The problem is that even using clusters of hundreds or even thousands of GPUs, even a single training run takes weeks, costs millions of dollars and massive amounts of energy.
The result? Only a few major companies are able to create these models, which stifles innovation, experimentation and creativity.
Cerebras Advantage
With raw speed, seamless scaling to massive models, ease of programming and performance boosts from 50,000 token sequence lengths and automatic sparsity acceleration, Cerebras makes the benefits of massive-scale NLP available to anyone.
With 850,000 AI-optimized cores on our very wafer-scale processor, it’s no surprise that the Cerebras outperforms small chips by orders of magnitude.
What’s startling is that Cerebras Wafer-Scale Clusters deliver near-linear scaling from one to hundreds of nodes.
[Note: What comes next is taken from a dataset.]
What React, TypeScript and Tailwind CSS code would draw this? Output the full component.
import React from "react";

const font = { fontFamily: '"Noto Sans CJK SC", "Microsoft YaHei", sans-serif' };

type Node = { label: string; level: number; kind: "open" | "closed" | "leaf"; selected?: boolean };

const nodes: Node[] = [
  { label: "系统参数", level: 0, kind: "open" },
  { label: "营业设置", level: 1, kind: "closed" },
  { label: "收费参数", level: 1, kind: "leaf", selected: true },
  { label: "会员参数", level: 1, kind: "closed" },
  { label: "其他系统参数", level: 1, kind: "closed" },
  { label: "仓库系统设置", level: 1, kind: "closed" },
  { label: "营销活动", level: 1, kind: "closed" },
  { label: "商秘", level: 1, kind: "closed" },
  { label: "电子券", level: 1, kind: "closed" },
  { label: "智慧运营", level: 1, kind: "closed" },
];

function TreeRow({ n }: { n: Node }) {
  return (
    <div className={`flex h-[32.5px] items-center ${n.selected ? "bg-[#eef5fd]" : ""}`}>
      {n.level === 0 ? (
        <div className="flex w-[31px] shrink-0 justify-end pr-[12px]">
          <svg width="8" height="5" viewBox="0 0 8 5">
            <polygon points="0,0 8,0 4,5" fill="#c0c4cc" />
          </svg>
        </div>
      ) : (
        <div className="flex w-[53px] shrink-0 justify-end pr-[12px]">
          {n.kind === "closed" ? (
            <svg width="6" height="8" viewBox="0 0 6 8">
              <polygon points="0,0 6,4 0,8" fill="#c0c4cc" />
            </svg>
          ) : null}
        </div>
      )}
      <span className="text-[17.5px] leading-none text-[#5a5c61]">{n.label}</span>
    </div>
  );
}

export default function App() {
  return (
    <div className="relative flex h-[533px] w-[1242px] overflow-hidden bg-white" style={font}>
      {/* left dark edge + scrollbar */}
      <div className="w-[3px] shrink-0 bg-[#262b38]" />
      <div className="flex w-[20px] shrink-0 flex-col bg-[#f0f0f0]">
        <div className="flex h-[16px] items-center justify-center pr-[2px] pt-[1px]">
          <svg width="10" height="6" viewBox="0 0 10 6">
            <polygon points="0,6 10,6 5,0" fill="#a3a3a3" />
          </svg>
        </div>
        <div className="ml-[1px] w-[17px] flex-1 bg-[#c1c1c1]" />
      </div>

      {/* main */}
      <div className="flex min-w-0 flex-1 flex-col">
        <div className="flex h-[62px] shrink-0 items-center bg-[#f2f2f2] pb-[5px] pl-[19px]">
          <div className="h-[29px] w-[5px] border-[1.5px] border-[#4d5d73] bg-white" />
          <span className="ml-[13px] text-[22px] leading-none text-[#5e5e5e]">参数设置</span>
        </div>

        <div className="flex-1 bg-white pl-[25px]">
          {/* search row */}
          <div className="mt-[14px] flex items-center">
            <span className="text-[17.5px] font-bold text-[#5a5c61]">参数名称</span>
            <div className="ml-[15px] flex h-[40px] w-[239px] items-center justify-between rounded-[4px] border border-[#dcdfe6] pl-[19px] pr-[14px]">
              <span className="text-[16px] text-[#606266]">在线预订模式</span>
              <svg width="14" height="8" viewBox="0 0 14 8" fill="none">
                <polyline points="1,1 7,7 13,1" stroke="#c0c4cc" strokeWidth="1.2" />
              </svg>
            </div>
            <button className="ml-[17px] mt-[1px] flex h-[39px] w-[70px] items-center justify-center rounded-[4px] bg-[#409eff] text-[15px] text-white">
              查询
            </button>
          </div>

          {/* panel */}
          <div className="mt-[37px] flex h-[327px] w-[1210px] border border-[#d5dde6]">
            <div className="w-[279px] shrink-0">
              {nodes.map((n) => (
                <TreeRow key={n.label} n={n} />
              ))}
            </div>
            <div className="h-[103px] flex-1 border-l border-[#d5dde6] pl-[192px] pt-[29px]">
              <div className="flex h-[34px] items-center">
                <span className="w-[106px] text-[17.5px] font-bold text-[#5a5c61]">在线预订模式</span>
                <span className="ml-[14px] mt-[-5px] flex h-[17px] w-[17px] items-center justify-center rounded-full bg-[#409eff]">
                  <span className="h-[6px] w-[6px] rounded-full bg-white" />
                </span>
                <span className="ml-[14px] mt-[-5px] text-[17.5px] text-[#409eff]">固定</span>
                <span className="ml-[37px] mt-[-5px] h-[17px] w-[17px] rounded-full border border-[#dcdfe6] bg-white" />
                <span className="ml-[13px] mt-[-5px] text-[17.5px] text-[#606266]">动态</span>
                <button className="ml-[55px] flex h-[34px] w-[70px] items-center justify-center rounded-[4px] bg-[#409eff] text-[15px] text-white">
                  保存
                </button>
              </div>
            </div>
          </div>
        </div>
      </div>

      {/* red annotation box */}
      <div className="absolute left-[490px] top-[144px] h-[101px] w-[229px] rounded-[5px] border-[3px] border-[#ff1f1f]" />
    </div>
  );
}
And our architecture enables us to handle the hottest AI technologies without clumsy workarounds.
Computer Vision
Computer Vision enables systems to autonomously identify and catalogue objects in an environment. This is done by analyzing pixels within images – identifying color, shape, and texture – to create an understanding of the scene.
The Challenge
The industry wants to use very large images, at video frame rates. The problem is, you can’t do this on existing, small-chip accelerators. NVIDIA and others are limited by off-chip DRAM, both bandwidth and memory. A modern GPU with 40GB of slow, off-chip DRAM can fit only 2 megapixel images with UNet18. UNet28 fits even smaller image sizes.
There’s no way to train on larger images today without software tricks that severely compromise performance.
Cerebras Advantage
Thanks to the sheer size of the Cerebras Wafer-Scale Engine, amplified by our unique weight-streaming technology, we can perform segmentation and classification on enormous, 25 megapixel images without breaking a sweat.
High-Performance Computing
HPC applications such as simulation and modelling are traditionally performed using very large clusters of conventional servers working together. The Cerebras architecture takes a completely different approach that makes possible revolutionary use cases that are intractable on any other available hardware platform.
The Challenge
There is a growing realization in the high-performance computing (HPC) field that the traditional scale-out approach – “node-level heterogeneity” – of hundreds or thousands of identical compute nodes loaded up with GPUs or other accelerators has limitations.
The efficiency of algorithms tends to decrease as they are split, or “sharded” across many nodes, because moving data between those nodes is such a slow process. Writing code for massively parallel systems is a specialized skill and is very time consuming.
Cerebras Advantage
The Cerebras architecture can help to accelerate sparse linear algebra and tensor workloads, stencil-based partial differential equation (PDE) solvers, N-body problems, and spectral algorithms such as FFT that are often used for signal processing.
The Cerebras Software Development Kit (SDK) allows developers can target the WSE’s microarchitecture directly using a familiar C-like interface to create custom kernels for their own unique applications.